Buyers are looking for a place to call home, not just a space with four walls.  To help them envision themselves in a home, Elizabeth suggests the following tricks of the trade:

  • Arrange sparse pieces of furniture in an appealing grouping known as a vignette
  • Showcase a generous usage of soft fabrics such as silk, lambswool, satin
  • Display unusual knickknacks in units of 1, 3 or 5
  • Drape window coverings with simple lines
  • Add unique elements to shelving, bookcases and fireplace mantels, which draw attention to predetermined areas

Let's walk through a potential buying scenario.

The Miller's and the Brady's are both selling their homes in Regency Park in Overland Park, Kansas.  Both homes were built in the 1960s, both feature four bedrooms and two full bathrooms.

The Miller's home is relatively free of clutter, but with two young kids the furnishings are a little beat up and there are toys strewn through most rooms. Their agent always does their own photos on their phone, the lighting and color are a little off as the phone can't expose for both light and dark areas of a room in a single image, and they look like they were taken in a hurry.

The Brady family also has two children, but they have chosen to use a professional home stager to prepare their home, who brought it some staging furniture and mixed it with their personal furniture. The main living and dining areas, basement seating, and master bedroom look practically brand new; with unique accent pieces, decorative cushions, and beautiful chairs. The agent complimented this with one of the area's best photographers to get properly lit, bright, wide angle images of each room.

Both the Miller and Brady homes are going on the market in March, and both are listed around $215,000.

Which home do you think is going to bring in more potential buyers – will it be the Miller home, which is presented in a very average sort of way with poor photos, or the Brady home, which is carefully staged and draws in the eye with amazing photography?

Clearly the Brady home is going to do much better, which further shows the value home staging and professional photography have when it come to the time a home spends on the market.

So what's next?

Tips for staging a home to sell:

Hiring a professional stager is ideal, but if that is not an option then there are still several things that can be done to prepare a home to sell.

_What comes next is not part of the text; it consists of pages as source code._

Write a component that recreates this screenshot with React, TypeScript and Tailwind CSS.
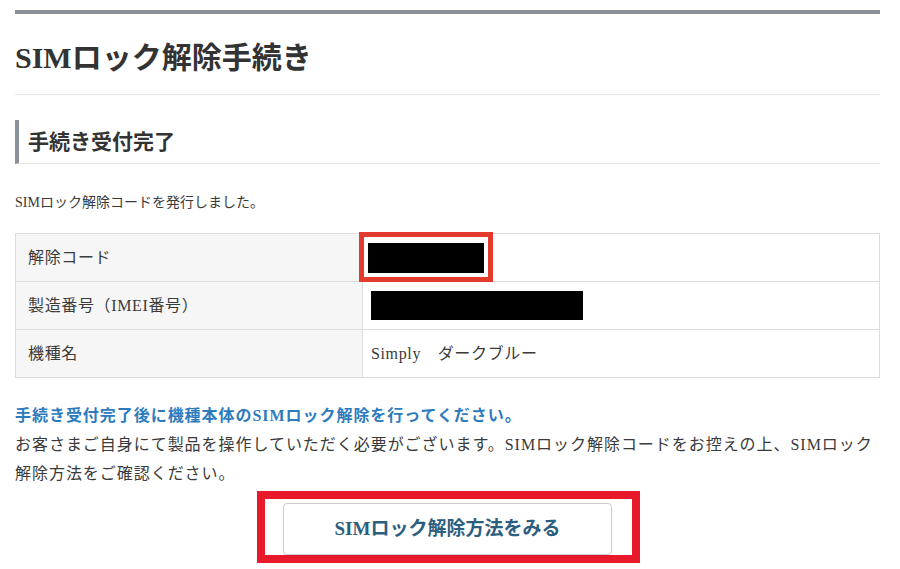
import React from 'react';

const rows = [
  { label: '解除コード', kind: 'code' },
  { label: '製造番号（IMEI番号）', kind: 'imei' },
  { label: '機種名', kind: 'text', value: 'Simply　ダークブルー' },
];

export default function App() {
  return (
    <div className="min-h-[569px] bg-white font-['Liberation_Serif','Noto_Sans_CJK_JP',serif] text-[#3a3a3a]">
      <div className="ml-[15px] w-[865px] pt-[10px]">
        {/* top rule */}
        <div className="h-[4px] bg-[#8b9198]" />

        {/* page title */}
        <h1 className="flex h-[81px] items-center border-b border-[#e5e5e5] pt-[6px] text-[30px] font-bold text-[#333]">
          SIMロック解除手続き
        </h1>

        {/* section heading */}
        <h2 className="mt-[25px] flex h-[44px] items-center border-b border-l-4 border-b-[#e2e2e2] border-l-[#8b9198] pl-[9px] pt-[3px] text-[21px] font-bold text-[#333]">
          手続き受付完了
        </h2>

        <p className="mt-[29px] text-[14px] leading-[20px]">SIMロック解除コードを発行しました。</p>

        {/* result table */}
        <table className="mt-[20px] w-full border-collapse text-[16px] tracking-[0.04em]">
          <tbody>
            {rows.map(row => (
              <tr key={row.label} className="h-[48px]">
                <td className="w-[347px] border border-[#dddddd] bg-[#f6f6f6] pl-[12px]">{row.label}</td>
                <td className="relative border border-[#dddddd] pl-[8px]">
                  {row.kind === 'code' && (
                    <>
                      <div className="ml-[-3px] h-[30px] w-[116px] bg-black" />
                      <div className="absolute left-[-4px] top-[-2px] h-[50px] w-[134px] border-[5px] border-[#e23a2c]" />
                    </>
                  )}
                  {row.kind === 'imei' && <div className="h-[29px] w-[212px] bg-black" />}
                  {row.kind === 'text' && <span>{row.value}</span>}
                </td>
              </tr>
            ))}
          </tbody>
        </table>

        {/* notes */}
        <div className="mt-[23px] text-[16px] leading-[29px] tracking-[0.06em]">
          <p className="font-bold text-[#2d7bbd]">手続き受付完了後に機種本体のSIMロック解除を行ってください。</p>
          <p className="whitespace-nowrap">
            お客さまご自身にて製品を操作していただく必要がございます。SIMロック解除コードをお控えの上、SIMロック
            <br />
            解除方法をご確認ください。
          </p>
        </div>

        {/* button with highlight */}
        <div className="ml-[242px] mt-[3px] h-[72px] w-[383px] border-[8px] border-[#e8192b] pl-[18px] pt-[4px]">
          <button className="flex h-[52px] w-[329px] items-center justify-center rounded-[4px] border border-[#cfcfcf] bg-white text-[19px] font-bold text-[#2c5e80] shadow-[0_1px_2px_rgba(0,0,0,0.08)]">
            SIMロック解除方法をみる
          </button>
        </div>
      </div>
    </div>
  );
}
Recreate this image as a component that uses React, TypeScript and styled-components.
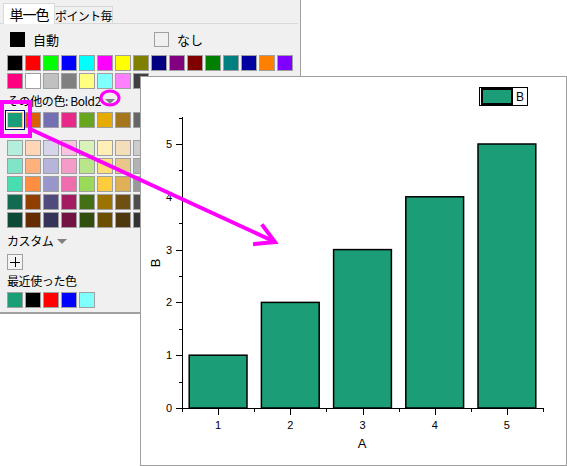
import React from 'react';
import styled, { createGlobalStyle, css } from 'styled-components';

const GlobalStyle = createGlobalStyle`
  html, body {
    margin: 0;
    padding: 0;
    background: #ffffff;
  }
  body {
    font-family: 'MS UI Gothic', 'Noto Sans CJK JP', sans-serif;
  }
`;

const basicColors = [
  '#000000', '#FF0000', '#00FF00', '#0000FF', '#00FFFF', '#FF00FF', '#FFFF00', '#808000',
  '#000080', '#800080', '#800000', '#008000', '#008080', '#0000A0', '#FF8000', '#8000FF',
  '#FF0080', '#FFFFFF', '#C0C0C0', '#808080', '#FFFF80', '#80FFFF', '#FF80FF', '#404040',
];

const boldColors = ['#1B9E77', '#D95F02', '#7570B3', '#E7298A', '#66A61E', '#E6AB02', '#A6761D', '#666666'];

const shadeRows = [
  ['#B4EFDE', '#FFD6B6', '#D6D4EB', '#F9C2DE', '#D9F2B9', '#FFEEB6', '#F3DEB9', '#CCCCCC'],
  ['#80E5C8', '#FFB17B', '#B6B4DA', '#F59BC7', '#B9E68B', '#FFDD7B', '#E9C689', '#B3B3B3'],
  ['#48DDB1', '#FF8E40', '#9896CA', '#EF6CAE', '#99DA56', '#FFCC40', '#DFB056', '#999999'],
  ['#126B50', '#913F01', '#4F4B7C', '#A31B61', '#456F14', '#9B7302', '#704F13', '#4D4D4D'],
  ['#0C4A37', '#652C01', '#36335A', '#721344', '#304E0E', '#6C5001', '#4E370D', '#333333'],
];

const recentColors = ['#1B9E77', '#000000', '#FF0000', '#0000FF', '#80FFFF'];

const Stage = styled.div`
  position: relative;
  width: 567px;
  height: 466px;
  overflow: hidden;
  background: #ffffff;
`;

/* ---------- colour panel ---------- */

const Panel = styled.div`
  position: absolute;
  left: 0;
  top: 0;
  width: 301px;
  height: 314px;
  box-sizing: border-box;
  background: #f0f0f0;
  border-right: 1px solid #a0a0a0;
  border-bottom: 2px solid #a0a0a0;
  display: flex;
  flex-direction: column;
  font-size: 12px;
  color: #000;
`;

const TabBar = styled.div`
  display: flex;
  align-items: flex-end;
  height: 24px;
  box-sizing: border-box;
  padding-left: 3px;
  margin-right: 2px;
  border-bottom: 1px solid #d9d9d9;
`;

const Tab = styled.div<{ $active?: boolean }>`
  box-sizing: border-box;
  display: flex;
  align-items: center;
  justify-content: center;
  border: 1px solid #d9d9d9;
  border-bottom: none;
  ${({ $active }) =>
    $active
      ? css`
          height: 21px;
          width: 52px;
          margin-bottom: -1px;
          background: #ffffff;
          font-size: 14px;
          letter-spacing: -1px;
        `
      : css`
          height: 17px;
          width: 59px;
          margin-left: -1px;
          background: #f0f0f0;
          font-size: 12px;
          letter-spacing: -0.6px;
        `}
`;

const Body = styled.div`
  display: flex;
  flex-direction: column;
  padding: 8px 0 0 7px;
`;

const AutoRow = styled.div`
  display: grid;
  grid-template-columns: 144px auto;
  padding-left: 3px;
  height: 15px;
`;

const ChoiceItem = styled.div`
  display: flex;
  align-items: center;
  gap: 8px;
  line-height: 15px;
  font-size: 13px;
`;

const ChoiceBox = styled.div<{ $color?: string }>`
  width: 15px;
  height: 15px;
  box-sizing: border-box;
  background: ${({ $color }) => $color ?? '#f0f0f0'};
  border: ${({ $color }) => ($color ? 'none' : '1px solid #a0a0a0')};
`;

const SwatchGrid = styled.div<{ $top?: number }>`
  display: grid;
  grid-template-columns: repeat(16, 16px);
  grid-auto-rows: 16px;
  gap: 2px;
  margin-top: ${({ $top }) => $top ?? 0}px;
`;

const Swatch = styled.div<{ $color: string; $selected?: boolean }>`
  box-sizing: border-box;
  width: 16px;
  height: 16px;
  background: ${({ $color }) => $color};
  border: 1px solid #a0a0a0;
  ${({ $selected }) =>
    $selected &&
    css`
      border-color: #f4c896;
      box-shadow: 0 0 0 1px #ffffff, 0 0 0 2px #000080;
    `}
`;

const SectionLabel = styled.div<{ $height: number }>`
  display: flex;
  align-items: center;
  height: ${({ $height }) => $height}px;
  letter-spacing: -0.4px;
  white-space: nowrap;
`;

const DropArrow = styled.span`
  display: inline-block;
  width: 0;
  height: 0;
  margin-left: 4px;
  margin-top: 2px;
  border-left: 5px solid transparent;
  border-right: 5px solid transparent;
  border-top: 5px solid #808080;
`;

const AddButton = styled.div`
  box-sizing: border-box;
  width: 16px;
  height: 16px;
  margin-top: 2px;
  border: 1px solid #a0a0a0;
  background: #f4f4f4;
  display: flex;
  align-items: center;
  justify-content: center;
`;

const RecentRow = styled.div`
  display: flex;
  gap: 2px;
  margin-top: 1px;
`;

/* ---------- chart window ---------- */

const ChartWindow = styled.div`
  position: absolute;
  left: 140px;
  top: 76px;
  width: 427px;
  height: 390px;
  box-sizing: border-box;
  border: 1px solid #a0a0a0;
  background: #ffffff;
`;

const ChartSvg = styled.svg`
  display: block;
  font-family: 'Liberation Sans', Arial, sans-serif;
`;

const Overlay = styled.svg`
  position: absolute;
  left: 0;
  top: 0;
  pointer-events: none;
`;

const BAR = '#1B9E77';
const xp = (v: number) => 182 + (v - 0.5) * 72.2;
const yp = (v: number) => 408 - v * 52.8;
const values = [1, 2, 3, 4, 5];
const halfSteps = Array.from({ length: 12 }, (_, i) => i * 0.5);
const xSteps = Array.from({ length: 11 }, (_, i) => 0.5 + i * 0.5);

const Chart: React.FC = () => (
  <ChartSvg width={425} height={388}>
    <g transform="translate(-141 -77)">
      {values.map((v) => (
        <rect
          key={v}
          x={xp(v) - 28.9}
          y={yp(v)}
          width={57.8}
          height={408 - yp(v)}
          fill={BAR}
          stroke="#000"
          strokeWidth={1.5}
        />
      ))}

      <g stroke="#000" strokeWidth={1} shapeRendering="crispEdges">
        <line x1={182.5} y1={117} x2={182.5} y2={409} />
        <line x1={182} y1={408.5} x2={544} y2={408.5} />
        {halfSteps.map((v) => {
          const len = Number.isInteger(v) ? 6 : 3;
          const y = Math.round(yp(v)) + 0.5;
          return <line key={`y${v}`} x1={182 - len} y1={y} x2={182} y2={y} />;
        })}
        {xSteps.map((v) => {
          const len = Number.isInteger(v) ? 6 : 3;
          const x = Math.round(xp(v)) + 0.5;
          return <line key={`x${v}`} x1={x} y1={409} x2={x} y2={409 + len} />;
        })}
      </g>

      <g fontSize={11} fill="#000">
        {halfSteps.filter((v) => Number.isInteger(v) && v <= 5).map((v) => (
          <text key={`yl${v}`} x={172} y={yp(v) + 4} textAnchor="end">
            {v}
          </text>
        ))}
        {values.map((v) => (
          <text key={`xl${v}`} x={xp(v)} y={429} textAnchor="middle">
            {v}
          </text>
        ))}
      </g>

      <text x={362} y={448} fontSize={13} textAnchor="middle">A</text>
      <text x={160} y={263} fontSize={13} textAnchor="middle" transform="rotate(-90 160 263)">B</text>

      <g shapeRendering="crispEdges">
        <rect x={479.5} y={87.5} width={48} height={18} fill="#fff" stroke="#000" />
        <rect x={482} y={89} width={30} height={15} fill={BAR} stroke="#000" strokeWidth={1.5} />
      </g>
      <text x={520} y={101} fontSize={12} textAnchor="middle">B</text>
    </g>
  </ChartSvg>
);

const Annotation: React.FC = () => (
  <Overlay width={567} height={466}>
    <g stroke="#FF00FF" fill="none" strokeWidth={4}>
      <rect x={2} y={102} width={28} height={34} />
      <ellipse cx={110} cy={98} rx={9} ry={7} strokeWidth={3} />
      <line x1={30} y1={129} x2={273} y2={241} />
      <polyline points="263,226 275,242 255,244" strokeLinecap="square" />
    </g>
  </Overlay>
);

const App: React.FC = () => (
  <>
    <GlobalStyle />
    <Stage>
      <Panel>
        <TabBar>
          <Tab $active>単一色</Tab>
          <Tab>ポイント毎</Tab>
        </TabBar>
        <Body>
          <AutoRow>
            <ChoiceItem>
              <ChoiceBox $color="#000000" />
              自動
            </ChoiceItem>
            <ChoiceItem>
              <ChoiceBox />
              なし
            </ChoiceItem>
          </AutoRow>

          <SwatchGrid $top={8}>
            {basicColors.map((c, i) => (
              <Swatch key={i} $color={c} />
            ))}
          </SwatchGrid>

          <SectionLabel $height={23}>
            その他の色: Bold2
            <DropArrow />
          </SectionLabel>

          <SwatchGrid>
            {boldColors.map((c, i) => (
              <Swatch key={i} $color={c} $selected={i === 0} />
            ))}
          </SwatchGrid>

          <SwatchGrid $top={12}>
            {shadeRows.map((row, r) =>
              row.map((c, i) => <Swatch key={`${r}-${i}`} $color={c} style={{ gridRow: r + 1, gridColumn: i + 1 }} />)
            )}
          </SwatchGrid>

          <SectionLabel $height={24}>
            カスタム
            <DropArrow />
          </SectionLabel>

          <AddButton>
            <svg width={12} height={12} viewBox="0 0 12 12">
              <path d="M6 1v10M1 6h10" stroke="#000" strokeWidth={1} shapeRendering="crispEdges" />
            </svg>
          </AddButton>

          <SectionLabel $height={21}>最近使った色</SectionLabel>

          <RecentRow>
            {recentColors.map((c, i) => (
              <Swatch key={i} $color={c} />
            ))}
          </RecentRow>
        </Body>
      </Panel>

      <ChartWindow>
        <Chart />
      </ChartWindow>

      <Annotation />
    </Stage>
  </>
);

export default App;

Here are some staging tips from Houzz.com's Laura Gaskill:

Tip #1: Boost curb appeal - "Power wash side and walkways, add some fresh greenery & clean windows."

Tip #2: "Welcome visitors with an inviting porch – Replace doormat with a fresh 'Welcome' mat, and leave porch lights on at night for potential buyers driving by."

Tip #3: "Clean up – This is the most basic step.  Whether you do it yourself or hire someone, every area should sparkle."

Tip #4: "Clear out clutter – If you are serious about staging your home, all clutter must go, end of story."

Tip #5: "Rearrange furniture – In the living room, symmetrical arrangements usually work well. Pull your furniture off the walls and use pairs (of sofas, chairs, lamps) to create an inviting conversation area."

 Here, Lanie from RootedKC demonstrates the use of 1s, 3s and 5s in this bedroom setup.

Here, Lanie from RootedKC demonstrates the use of 1s, 3s and 5s in this bedroom setup.

Tip #6: "Paint and use neutral tones – Now is not the time to experiment with that "fun"-looking lime green. But that doesn't mean you need to go all white, either. Rich midtone neutrals like mocha and 'greige' create a sophisticated backdrop that makes everything look more pulled together."

Tip #7: "Use 'extra' rooms wisely – Each room should have a clearly defined purpose, so think about what potential buyers might like to see here. An office? A guest room? Another kid's room?”

 It’s important to remember if we don’t have a perfectly staged home while we are still living there, it's not a bad thing – we live in our homes and that’s ok. However, when it’s time to sell then we need to view it as no longer a home, but as an item that needs to be sold. Taking the time to optimally present the home can have a huge impact on potential buyers walking through the doors, and ultimately the final sale price.